Stated problem: Collect every line below that contains the word "this".

───

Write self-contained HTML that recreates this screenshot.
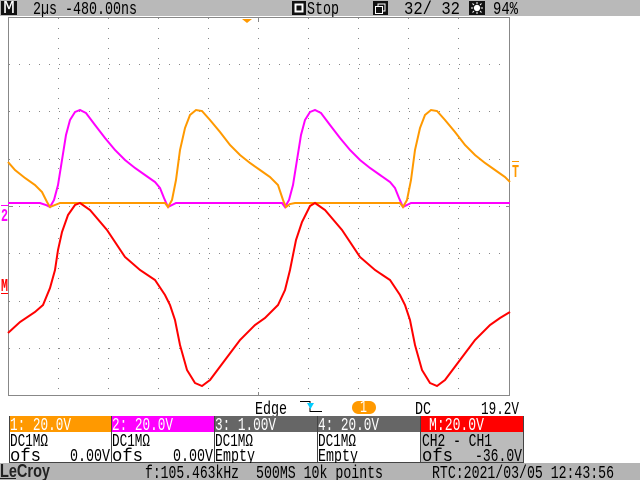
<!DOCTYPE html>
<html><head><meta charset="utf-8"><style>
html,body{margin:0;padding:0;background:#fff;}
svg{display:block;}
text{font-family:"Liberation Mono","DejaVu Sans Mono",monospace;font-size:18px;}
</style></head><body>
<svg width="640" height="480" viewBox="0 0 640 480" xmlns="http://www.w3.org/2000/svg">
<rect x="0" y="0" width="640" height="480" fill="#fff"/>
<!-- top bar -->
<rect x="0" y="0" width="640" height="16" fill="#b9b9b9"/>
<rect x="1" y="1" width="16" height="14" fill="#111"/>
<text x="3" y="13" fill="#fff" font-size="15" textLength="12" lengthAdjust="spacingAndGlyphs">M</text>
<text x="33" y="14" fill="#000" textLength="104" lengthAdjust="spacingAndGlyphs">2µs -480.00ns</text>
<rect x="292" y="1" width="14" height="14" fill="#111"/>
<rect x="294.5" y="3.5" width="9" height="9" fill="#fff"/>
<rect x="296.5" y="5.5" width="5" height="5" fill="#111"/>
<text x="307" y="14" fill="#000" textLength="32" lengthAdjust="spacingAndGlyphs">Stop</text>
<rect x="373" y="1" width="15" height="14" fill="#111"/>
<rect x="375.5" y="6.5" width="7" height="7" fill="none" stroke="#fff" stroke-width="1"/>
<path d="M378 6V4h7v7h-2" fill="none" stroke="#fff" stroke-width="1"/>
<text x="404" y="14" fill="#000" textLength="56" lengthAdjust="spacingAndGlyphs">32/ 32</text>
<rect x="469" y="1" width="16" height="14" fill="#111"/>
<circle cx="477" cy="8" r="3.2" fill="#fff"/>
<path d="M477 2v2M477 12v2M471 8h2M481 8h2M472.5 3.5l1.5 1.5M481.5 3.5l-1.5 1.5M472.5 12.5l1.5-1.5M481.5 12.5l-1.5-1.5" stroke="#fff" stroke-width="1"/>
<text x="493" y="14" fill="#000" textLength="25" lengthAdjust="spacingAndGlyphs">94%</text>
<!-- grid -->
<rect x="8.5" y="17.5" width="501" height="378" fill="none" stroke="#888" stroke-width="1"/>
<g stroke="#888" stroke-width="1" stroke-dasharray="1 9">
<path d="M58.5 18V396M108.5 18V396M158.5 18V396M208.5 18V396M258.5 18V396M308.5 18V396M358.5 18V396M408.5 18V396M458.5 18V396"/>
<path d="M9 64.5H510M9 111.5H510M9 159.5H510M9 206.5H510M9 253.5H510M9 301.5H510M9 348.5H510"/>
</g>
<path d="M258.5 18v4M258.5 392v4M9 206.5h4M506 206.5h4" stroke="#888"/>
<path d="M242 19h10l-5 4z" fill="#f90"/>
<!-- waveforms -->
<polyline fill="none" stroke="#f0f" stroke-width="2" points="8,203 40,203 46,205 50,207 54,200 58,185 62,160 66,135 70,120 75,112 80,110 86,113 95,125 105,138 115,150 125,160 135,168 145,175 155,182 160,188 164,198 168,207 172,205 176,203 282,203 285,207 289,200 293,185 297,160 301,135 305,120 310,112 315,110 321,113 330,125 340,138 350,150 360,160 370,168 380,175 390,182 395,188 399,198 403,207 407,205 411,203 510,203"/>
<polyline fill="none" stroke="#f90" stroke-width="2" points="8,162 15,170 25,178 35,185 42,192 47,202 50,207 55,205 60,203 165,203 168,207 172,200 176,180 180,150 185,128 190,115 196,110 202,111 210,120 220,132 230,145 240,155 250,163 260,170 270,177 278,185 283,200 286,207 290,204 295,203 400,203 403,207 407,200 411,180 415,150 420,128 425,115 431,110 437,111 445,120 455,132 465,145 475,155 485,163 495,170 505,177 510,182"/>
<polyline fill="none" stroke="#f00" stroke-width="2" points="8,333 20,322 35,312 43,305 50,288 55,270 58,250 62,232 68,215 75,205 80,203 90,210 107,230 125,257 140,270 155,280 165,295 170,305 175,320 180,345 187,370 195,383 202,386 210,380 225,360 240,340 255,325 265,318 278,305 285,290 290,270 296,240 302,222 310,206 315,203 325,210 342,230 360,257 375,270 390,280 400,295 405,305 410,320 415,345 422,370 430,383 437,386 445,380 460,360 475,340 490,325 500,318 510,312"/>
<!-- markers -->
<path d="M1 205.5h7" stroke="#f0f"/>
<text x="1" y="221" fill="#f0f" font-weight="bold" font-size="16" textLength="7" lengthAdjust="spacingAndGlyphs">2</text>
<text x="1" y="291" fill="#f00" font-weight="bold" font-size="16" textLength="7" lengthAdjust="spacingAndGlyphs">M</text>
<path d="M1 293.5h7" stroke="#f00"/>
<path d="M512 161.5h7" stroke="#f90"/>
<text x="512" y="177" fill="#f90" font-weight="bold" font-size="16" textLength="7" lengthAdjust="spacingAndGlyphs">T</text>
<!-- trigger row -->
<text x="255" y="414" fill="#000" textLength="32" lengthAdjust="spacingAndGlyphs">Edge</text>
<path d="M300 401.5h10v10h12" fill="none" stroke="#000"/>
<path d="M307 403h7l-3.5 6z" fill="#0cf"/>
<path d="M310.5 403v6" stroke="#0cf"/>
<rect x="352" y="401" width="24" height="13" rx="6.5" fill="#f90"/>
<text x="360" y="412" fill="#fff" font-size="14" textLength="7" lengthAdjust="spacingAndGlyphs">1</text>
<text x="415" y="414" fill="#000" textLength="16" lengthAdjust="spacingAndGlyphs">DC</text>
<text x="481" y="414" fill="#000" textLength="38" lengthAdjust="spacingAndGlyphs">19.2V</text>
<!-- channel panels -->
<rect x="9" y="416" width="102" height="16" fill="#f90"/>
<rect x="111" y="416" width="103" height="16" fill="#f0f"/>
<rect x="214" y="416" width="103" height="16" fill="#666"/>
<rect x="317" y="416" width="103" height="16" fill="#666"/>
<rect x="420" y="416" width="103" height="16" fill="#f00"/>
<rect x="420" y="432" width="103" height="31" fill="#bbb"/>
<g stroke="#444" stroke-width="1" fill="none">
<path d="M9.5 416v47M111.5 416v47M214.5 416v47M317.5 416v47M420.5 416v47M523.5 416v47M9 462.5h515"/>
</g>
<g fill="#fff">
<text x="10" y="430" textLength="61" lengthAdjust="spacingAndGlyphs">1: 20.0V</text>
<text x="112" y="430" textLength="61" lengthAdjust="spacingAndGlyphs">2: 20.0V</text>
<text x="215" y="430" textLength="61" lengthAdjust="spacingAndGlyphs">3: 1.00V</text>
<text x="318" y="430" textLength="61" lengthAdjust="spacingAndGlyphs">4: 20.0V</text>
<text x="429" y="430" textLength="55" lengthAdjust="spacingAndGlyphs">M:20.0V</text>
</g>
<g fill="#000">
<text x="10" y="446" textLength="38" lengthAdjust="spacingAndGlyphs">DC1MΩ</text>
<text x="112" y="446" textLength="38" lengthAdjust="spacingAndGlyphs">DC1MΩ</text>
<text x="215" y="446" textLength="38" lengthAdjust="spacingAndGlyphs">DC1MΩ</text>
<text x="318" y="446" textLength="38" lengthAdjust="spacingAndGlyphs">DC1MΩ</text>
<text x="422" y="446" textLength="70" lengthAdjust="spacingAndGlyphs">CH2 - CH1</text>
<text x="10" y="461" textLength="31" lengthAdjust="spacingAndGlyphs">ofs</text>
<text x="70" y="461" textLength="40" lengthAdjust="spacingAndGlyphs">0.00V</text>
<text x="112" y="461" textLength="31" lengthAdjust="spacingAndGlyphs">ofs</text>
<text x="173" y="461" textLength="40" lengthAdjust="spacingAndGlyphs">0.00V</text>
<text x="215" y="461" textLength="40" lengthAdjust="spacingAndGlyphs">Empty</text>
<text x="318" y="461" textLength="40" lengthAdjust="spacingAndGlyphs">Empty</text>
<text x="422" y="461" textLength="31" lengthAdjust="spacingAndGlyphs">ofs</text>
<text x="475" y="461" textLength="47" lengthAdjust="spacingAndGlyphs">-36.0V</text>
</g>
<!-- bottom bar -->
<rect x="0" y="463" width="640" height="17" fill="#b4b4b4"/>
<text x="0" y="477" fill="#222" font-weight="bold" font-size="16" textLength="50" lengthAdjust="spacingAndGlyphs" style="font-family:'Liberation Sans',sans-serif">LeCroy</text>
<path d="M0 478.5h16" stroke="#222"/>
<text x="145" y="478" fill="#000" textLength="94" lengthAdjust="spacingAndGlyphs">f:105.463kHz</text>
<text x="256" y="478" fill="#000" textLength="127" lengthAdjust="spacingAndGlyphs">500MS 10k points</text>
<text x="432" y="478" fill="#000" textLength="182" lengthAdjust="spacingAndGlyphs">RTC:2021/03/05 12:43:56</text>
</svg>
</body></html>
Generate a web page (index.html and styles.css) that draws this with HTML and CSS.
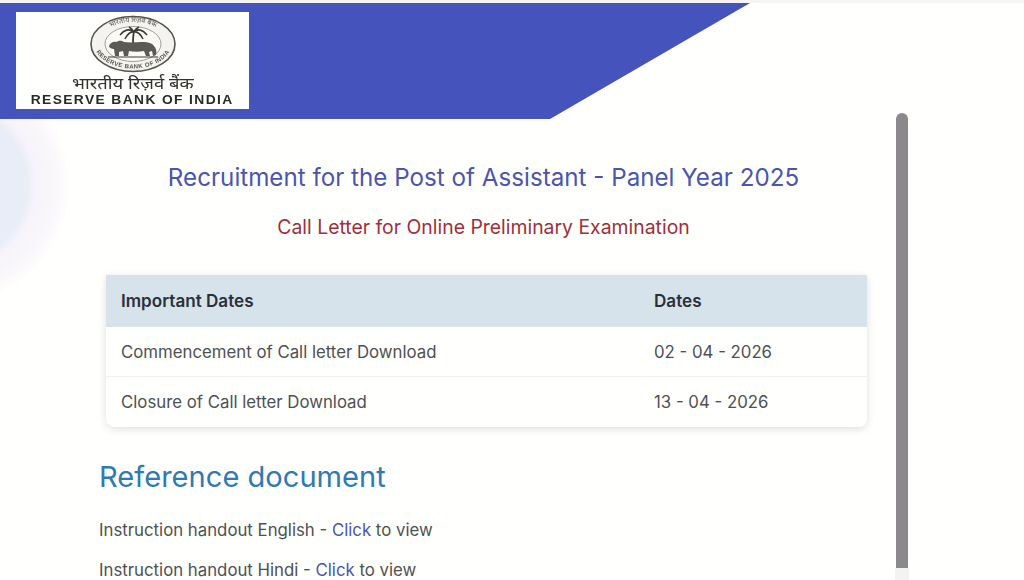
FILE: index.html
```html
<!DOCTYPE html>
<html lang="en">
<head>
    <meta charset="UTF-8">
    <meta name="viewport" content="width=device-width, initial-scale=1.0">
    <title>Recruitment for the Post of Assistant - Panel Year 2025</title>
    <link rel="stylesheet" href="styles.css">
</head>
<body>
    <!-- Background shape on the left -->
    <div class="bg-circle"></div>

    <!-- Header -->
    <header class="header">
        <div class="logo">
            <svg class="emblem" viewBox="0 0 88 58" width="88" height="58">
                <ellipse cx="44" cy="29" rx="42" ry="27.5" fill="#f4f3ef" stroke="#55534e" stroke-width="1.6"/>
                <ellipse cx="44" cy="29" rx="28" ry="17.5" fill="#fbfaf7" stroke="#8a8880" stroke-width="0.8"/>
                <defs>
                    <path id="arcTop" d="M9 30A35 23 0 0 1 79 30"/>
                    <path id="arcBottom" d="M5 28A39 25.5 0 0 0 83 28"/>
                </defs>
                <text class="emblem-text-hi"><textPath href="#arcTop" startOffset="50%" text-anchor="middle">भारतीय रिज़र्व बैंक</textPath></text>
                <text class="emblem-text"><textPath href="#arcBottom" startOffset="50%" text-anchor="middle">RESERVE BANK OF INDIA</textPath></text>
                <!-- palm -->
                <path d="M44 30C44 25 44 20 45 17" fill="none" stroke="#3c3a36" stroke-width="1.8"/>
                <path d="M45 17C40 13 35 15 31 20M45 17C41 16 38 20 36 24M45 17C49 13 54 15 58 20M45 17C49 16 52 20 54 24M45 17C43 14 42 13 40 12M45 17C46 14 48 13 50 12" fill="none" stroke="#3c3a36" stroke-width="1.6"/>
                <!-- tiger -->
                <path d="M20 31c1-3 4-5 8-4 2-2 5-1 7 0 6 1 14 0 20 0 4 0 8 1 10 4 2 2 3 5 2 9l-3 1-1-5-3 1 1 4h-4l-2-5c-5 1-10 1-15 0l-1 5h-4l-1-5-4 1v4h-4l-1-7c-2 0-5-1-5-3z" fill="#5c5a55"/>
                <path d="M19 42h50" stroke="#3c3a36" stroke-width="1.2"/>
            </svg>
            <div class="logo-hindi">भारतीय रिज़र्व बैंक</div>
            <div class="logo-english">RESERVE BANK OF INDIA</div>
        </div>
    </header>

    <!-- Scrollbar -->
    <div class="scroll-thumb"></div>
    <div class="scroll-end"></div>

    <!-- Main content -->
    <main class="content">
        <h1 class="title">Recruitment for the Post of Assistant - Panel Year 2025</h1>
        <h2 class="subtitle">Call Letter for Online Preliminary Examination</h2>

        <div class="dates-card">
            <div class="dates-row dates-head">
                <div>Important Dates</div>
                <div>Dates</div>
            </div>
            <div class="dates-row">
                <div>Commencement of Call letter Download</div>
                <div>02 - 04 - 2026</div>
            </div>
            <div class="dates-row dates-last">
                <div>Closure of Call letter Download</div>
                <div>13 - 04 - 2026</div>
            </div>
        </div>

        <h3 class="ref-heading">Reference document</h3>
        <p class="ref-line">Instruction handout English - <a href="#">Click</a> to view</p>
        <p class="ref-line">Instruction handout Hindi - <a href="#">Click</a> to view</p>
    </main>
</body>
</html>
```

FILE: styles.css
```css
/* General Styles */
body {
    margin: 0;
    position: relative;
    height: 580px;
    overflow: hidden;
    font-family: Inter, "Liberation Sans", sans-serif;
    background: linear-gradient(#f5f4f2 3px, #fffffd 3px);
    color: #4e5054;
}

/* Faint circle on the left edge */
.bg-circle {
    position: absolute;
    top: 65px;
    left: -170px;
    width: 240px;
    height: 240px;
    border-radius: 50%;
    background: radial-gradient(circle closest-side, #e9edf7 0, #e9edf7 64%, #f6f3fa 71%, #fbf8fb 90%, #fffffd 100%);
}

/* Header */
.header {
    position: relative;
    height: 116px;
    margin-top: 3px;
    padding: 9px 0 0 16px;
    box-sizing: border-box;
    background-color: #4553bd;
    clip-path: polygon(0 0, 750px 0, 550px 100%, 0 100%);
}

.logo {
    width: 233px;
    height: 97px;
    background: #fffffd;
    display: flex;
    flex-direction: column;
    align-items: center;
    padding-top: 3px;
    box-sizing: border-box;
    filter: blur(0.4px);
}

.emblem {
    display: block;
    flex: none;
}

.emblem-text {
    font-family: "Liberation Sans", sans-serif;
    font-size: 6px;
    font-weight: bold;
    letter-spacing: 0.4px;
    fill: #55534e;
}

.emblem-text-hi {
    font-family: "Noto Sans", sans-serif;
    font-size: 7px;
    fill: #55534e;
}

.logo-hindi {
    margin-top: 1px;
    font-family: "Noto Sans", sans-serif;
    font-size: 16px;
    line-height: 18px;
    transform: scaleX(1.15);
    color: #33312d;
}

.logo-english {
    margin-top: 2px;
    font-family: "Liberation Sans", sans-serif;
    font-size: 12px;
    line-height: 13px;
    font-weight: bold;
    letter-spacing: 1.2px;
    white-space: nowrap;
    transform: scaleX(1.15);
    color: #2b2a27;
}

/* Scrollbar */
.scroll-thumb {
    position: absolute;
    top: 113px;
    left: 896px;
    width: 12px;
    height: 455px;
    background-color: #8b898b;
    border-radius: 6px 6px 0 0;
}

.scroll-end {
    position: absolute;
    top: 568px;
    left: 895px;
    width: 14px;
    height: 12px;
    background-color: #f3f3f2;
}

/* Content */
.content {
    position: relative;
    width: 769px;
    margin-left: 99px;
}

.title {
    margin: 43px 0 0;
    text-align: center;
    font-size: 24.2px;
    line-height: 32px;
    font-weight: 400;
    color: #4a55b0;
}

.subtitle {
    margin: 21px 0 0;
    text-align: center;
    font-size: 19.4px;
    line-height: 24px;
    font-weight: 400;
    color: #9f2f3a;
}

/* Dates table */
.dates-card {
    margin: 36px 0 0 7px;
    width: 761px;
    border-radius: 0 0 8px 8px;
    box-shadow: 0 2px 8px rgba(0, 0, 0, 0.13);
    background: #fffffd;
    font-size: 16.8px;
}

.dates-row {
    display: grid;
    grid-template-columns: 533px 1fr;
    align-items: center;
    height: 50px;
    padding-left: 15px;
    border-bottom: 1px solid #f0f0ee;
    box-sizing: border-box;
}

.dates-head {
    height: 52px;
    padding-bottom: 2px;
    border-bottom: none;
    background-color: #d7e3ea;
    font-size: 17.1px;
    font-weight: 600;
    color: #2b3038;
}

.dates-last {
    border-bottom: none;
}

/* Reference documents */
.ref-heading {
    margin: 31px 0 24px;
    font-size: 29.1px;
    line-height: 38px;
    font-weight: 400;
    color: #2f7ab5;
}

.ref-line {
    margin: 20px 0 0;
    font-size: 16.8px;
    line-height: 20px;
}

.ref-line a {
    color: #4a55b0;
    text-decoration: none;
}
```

───

Complete output:
Write self-contained HTML that recreates this screenshot.
Generate a web page (index.html and styles.css) that draws this with HTML and CSS.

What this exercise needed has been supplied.